LD : Vous évoquez l’idée de modernité chez Pompidou. Comment pensez-vous que sa vision de la modernité pourrait être appliquée pour répondre aux défis actuels auxquels la France est confrontée ?

DL : Pompidou était un moderne enraciné. Il n’était pas dans la nostalgie. Il affrontait la modernité et voulait la maîtriser. Il nous enseigne que la démocratie ne peut exister et la liberté ne peut être garantie que si l’on est un pays fort et productif, qui se donne les moyens de ses ambitions. C’était l’industrialisation, l’élévation individuelle par la culture, le savoir et l’instruction.

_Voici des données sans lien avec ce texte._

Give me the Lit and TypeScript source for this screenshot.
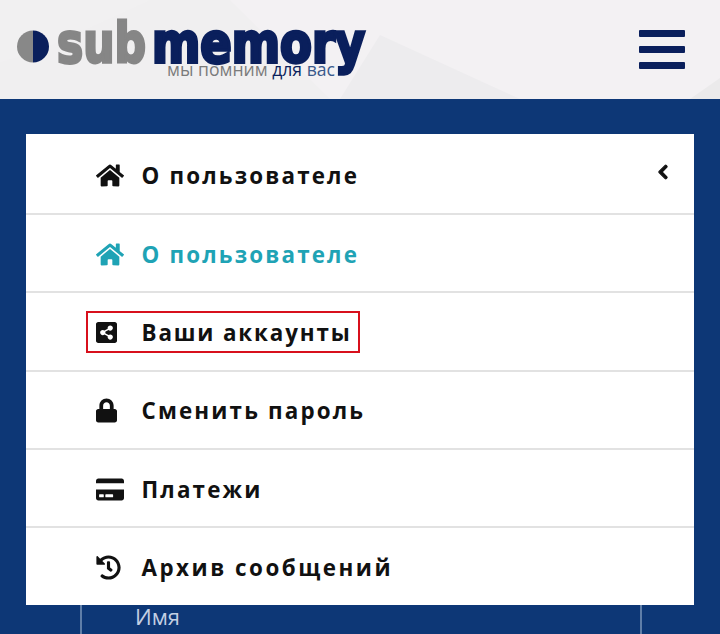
import { LitElement, html, css, svg } from "lit";
import { customElement } from "lit/decorators.js";

const HOME = "M280.37 148.26L96 300.11V464a16 16 0 0 0 16 16l112.06-.29a16 16 0 0 0 15.92-16V368a16 16 0 0 1 16-16h64a16 16 0 0 1 16 16v95.64a16 16 0 0 0 16 16.05L464 480a16 16 0 0 0 16-16V300L295.67 148.26a12.19 12.19 0 0 0-15.3 0zM571.6 251.47L488 182.56V44.05a12 12 0 0 0-12-12h-56a12 12 0 0 0-12 12v72.61L318.47 43a48 48 0 0 0-61 0L4.34 251.47a12 12 0 0 0-1.6 16.9l25.5 31A12 12 0 0 0 45.15 301l235.22-193.74a12.19 12.19 0 0 1 15.3 0L530.9 301a12 12 0 0 0 16.9-1.6l25.5-31a12 12 0 0 0-1.7-16.93z";
const SHARE = "M448 80v352c0 26.51-21.49 48-48 48H48c-26.51 0-48-21.49-48-48V80c0-26.51 21.49-48 48-48h352c26.51 0 48 21.49 48 48zM304 296c-14.562 0-27.823 5.561-37.783 14.671l-67.958-40.775a56.339 56.339 0 0 0 0-27.793l67.958-40.775C276.177 210.439 289.438 216 304 216c30.928 0 56-25.072 56-56s-25.072-56-56-56-56 25.072-56 56c0 4.797.605 9.453 1.74 13.897l-67.958 40.775C171.823 205.561 158.562 200 144 200c-30.928 0-56 25.072-56 56s25.072 56 56 56c14.562 0 27.823-5.561 37.783-14.671l67.958 40.775a56.088 56.088 0 0 0-1.74 13.897c0 30.928 25.072 56 56 56s56-25.072 56-56C360 321.072 334.928 296 304 296z";
const LOCK = "M400 224h-24v-72C376 68.2 307.8 0 224 0S72 68.2 72 152v72H48c-26.5 0-48 21.5-48 48v192c0 26.5 21.5 48 48 48h352c26.5 0 48-21.5 48-48V272c0-26.5-21.5-48-48-48zm-104 0H152v-72c0-39.7 32.3-72 72-72s72 32.3 72 72v72z";
const CARD = "M0 432c0 26.5 21.5 48 48 48h480c26.5 0 48-21.5 48-48V256H0v176zm192-68c0-6.6 5.4-12 12-12h136c6.6 0 12 5.4 12 12v40c0 6.6-5.4 12-12 12H204c-6.6 0-12-5.4-12-12v-40zm-128 0c0-6.6 5.4-12 12-12h72c6.6 0 12 5.4 12 12v40c0 6.6-5.4 12-12 12H76c-6.6 0-12-5.4-12-12v-40zM576 80v48H0V80c0-26.5 21.5-48 48-48h480c26.5 0 48 21.5 48 48z";
const HISTORY = "M504 255.531c.253 136.64-111.18 248.372-247.82 248.468-59.015.042-113.223-20.53-155.822-54.911-11.077-8.94-11.905-25.541-1.839-35.607l11.267-11.267c8.609-8.609 22.353-9.551 31.891-1.984C173.062 425.135 212.781 440 256 440c101.705 0 184-82.311 184-184 0-101.705-82.311-184-184-184-48.814 0-93.149 18.969-126.068 49.932l50.754 50.754c10.08 10.08 2.941 27.314-11.313 27.314H24c-8.837 0-16-7.163-16-16V38.627c0-14.254 17.234-21.393 27.314-11.314l49.372 49.372C129.209 34.136 189.552 8 256 8c136.81 0 247.747 110.78 248 247.531zm-180.912 78.784l9.823-12.63c8.138-10.463 6.253-25.542-4.21-33.679L288 256.349V152c0-13.255-10.745-24-24-24h-16c-13.255 0-24 10.745-24 24v135.651l65.409 50.874c10.463 8.137 25.541 6.253 33.679-4.21z";
const CHEV = "M34.52 239.03L228.87 44.69c9.37-9.37 24.57-9.37 33.94 0l22.67 22.67c9.36 9.36 9.37 24.52.04 33.9L131.49 256l154.02 154.75c9.34 9.38 9.32 24.54-.04 33.9l-22.67 22.67c-9.37 9.37-24.57 9.37-33.94 0L34.52 272.97c-9.37-9.37-9.37-24.57 0-33.94z";

interface Item { label: string; path: string; vb: string; w: number; active?: boolean; marked?: boolean; chevron?: boolean; wide?: boolean; }

const ITEMS: Item[] = [
  { label: "О пользователе", path: HOME, vb: "0 0 576 512", w: 28, chevron: true },
  { label: "О пользователе", path: HOME, vb: "0 0 576 512", w: 28, active: true },
  { label: "Ваши аккаунты", path: SHARE, vb: "0 0 448 512", w: 21, marked: true },
  { label: "Сменить пароль", path: LOCK, vb: "0 0 448 512", w: 21 },
  { label: "Платежи", path: CARD, vb: "0 0 576 512", w: 28 },
  { label: "Архив сообщений", path: HISTORY, vb: "0 0 512 512", w: 25, wide: true },
];

@customElement("app-root")
export class AppRoot extends LitElement {
  static styles = css`
    :host { display: block; height: 634px; overflow: hidden; background: #0d3776; font-family: "Open Sans", sans-serif; }
    .header { height: 99px; background: #f3f1f3; position: relative; display: flex; align-items: flex-start; justify-content: space-between; overflow: hidden; }
    .bg { position: absolute; inset: 0; width: 100%; height: 100%; }
    .logo { position: relative; display: block; margin: 20px 0 0 16px; width: 356px; height: 60px; overflow: visible; }
    .burger { position: relative; margin: 30px 35px 0 0; display: flex; flex-direction: column; gap: 9px; }
    .burger i { display: block; width: 46px; height: 7px; border-radius: 1px; background: #0a1f5c; }
    .main { padding: 35px 26px 0; }
    .card { background: #fff; display: flex; flex-direction: column; }
    .row { height: 76.3px; display: flex; align-items: center; justify-content: space-between; padding: 0 26px 0 60px; border-bottom: 2px solid #e2e2e2; }
    .row:first-child { height: 77px; padding-top: 2px; }
    .row:last-child { border-bottom: 0; height: 77px; }
    .content { display: inline-flex; align-items: center; margin-top: 2px; padding: 0 6px 0 8px; height: 38px; border: 2px solid transparent; color: #111; font-size: 22.4px; font-weight: 700; letter-spacing: 2.15px; white-space: nowrap; }
    .content.active { color: #1fa3b5; }
    .content.marked { border-color: #d8101c; letter-spacing: 1.85px; }
    .content.wide { letter-spacing: 2.5px; }
    .slot { width: 45.5px; flex: none; display: flex; }
    .slot svg { display: block; height: 25px; fill: currentColor; }
    .chev { width: 10px; height: 16px; fill: #111; stroke: #111; stroke-width: 36; margin-top: -5px; overflow: visible; }
    .under { margin: 0 52px 0 54px; height: 29px; border-left: 2px solid #5f7ea8; border-right: 2px solid #5f7ea8; padding-left: 53px; color: #c3cfe3; font-size: 22px; line-height: 22px; }
  `;

  private logo() {
    return html`<svg class="logo" viewBox="0 0 356 60" aria-label="submemory">
      <path d="M17 10.5a16 16 0 0 0 0 32z" fill="#888"/>
      <path d="M17 10.5a16 16 0 0 1 0 32z" fill="#0a1f5c"/>
      <text x="41" y="42" textLength="89" lengthAdjust="spacingAndGlyphs" font-family="DejaVu Sans" font-weight="700" font-size="55" fill="#868686" stroke="#868686" stroke-width="3">sub</text>
      <text x="136" y="42" textLength="213" lengthAdjust="spacingAndGlyphs" font-family="DejaVu Sans" font-weight="700" font-size="55" fill="#0a1f5c" stroke="#0a1f5c" stroke-width="3.5">memory</text>
      <text x="151" y="56" textLength="168" lengthAdjust="spacingAndGlyphs" font-family="Open Sans" font-size="19"><tspan fill="#7b7b7b">мы помним </tspan><tspan fill="#0a1f5c">для</tspan><tspan fill="#3a5a8c"> вас</tspan></text>
    </svg>`;
  }

  render() {
    return html`
      <div class="header">
        <svg class="bg" viewBox="0 0 720 99" preserveAspectRatio="none">
          ${svg`<polygon points="0,0 150,0 40,50 0,62" fill="#f1f0f1"/>
            <polygon points="0,62 40,50 150,0 230,0 330,99 0,99" fill="#f0eff0"/>
            <polygon points="340,99 380,35 520,99" fill="#edecee"/>
            <polygon points="690,99 720,78 720,99" fill="#ebeaeb"/>`}
        </svg>
        ${this.logo()}
        <div class="burger"><i></i><i></i><i></i></div>
      </div>
      <div class="main">
        <div class="card">
          ${ITEMS.map((it) => html`
            <div class="row">
              <span class="content ${it.active ? "active" : ""} ${it.marked ? "marked" : ""} ${it.wide ? "wide" : ""}">
                <span class="slot"><svg viewBox=${it.vb} style="width:${it.w}px"><path d=${it.path}></path></svg></span>
                <span>${it.label}</span>
              </span>
              ${it.chevron ? html`<svg class="chev" viewBox="0 0 320 512"><path d=${CHEV}></path></svg>` : ""}
            </div>`)}
        </div>
        <div class="under">Имя</div>
      </div>
    `;
  }
}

C’était la France du mérite républicain. Voilà un enseignement très précieux aujourd’hui, dans un monde de compétition et dans une société fragmentée. Par ailleurs, sa conviction que la culture constitue un vecteur d’unité nationale est d’autant plus pertinente et moderne de nos jours. Pour favoriser ce sentiment d’appartenance commune, qui transcende les diversités et renforce la concorde nationale, l’instruction publique et la culture française jouent un rôle central.

LD : Georges Pompidou était connu pour sa culture littéraire et artistique. Quelle importance accordait-il à la culture dans sa politique, et comment cela se traduit-il dans les politiques culturelles actuelles ?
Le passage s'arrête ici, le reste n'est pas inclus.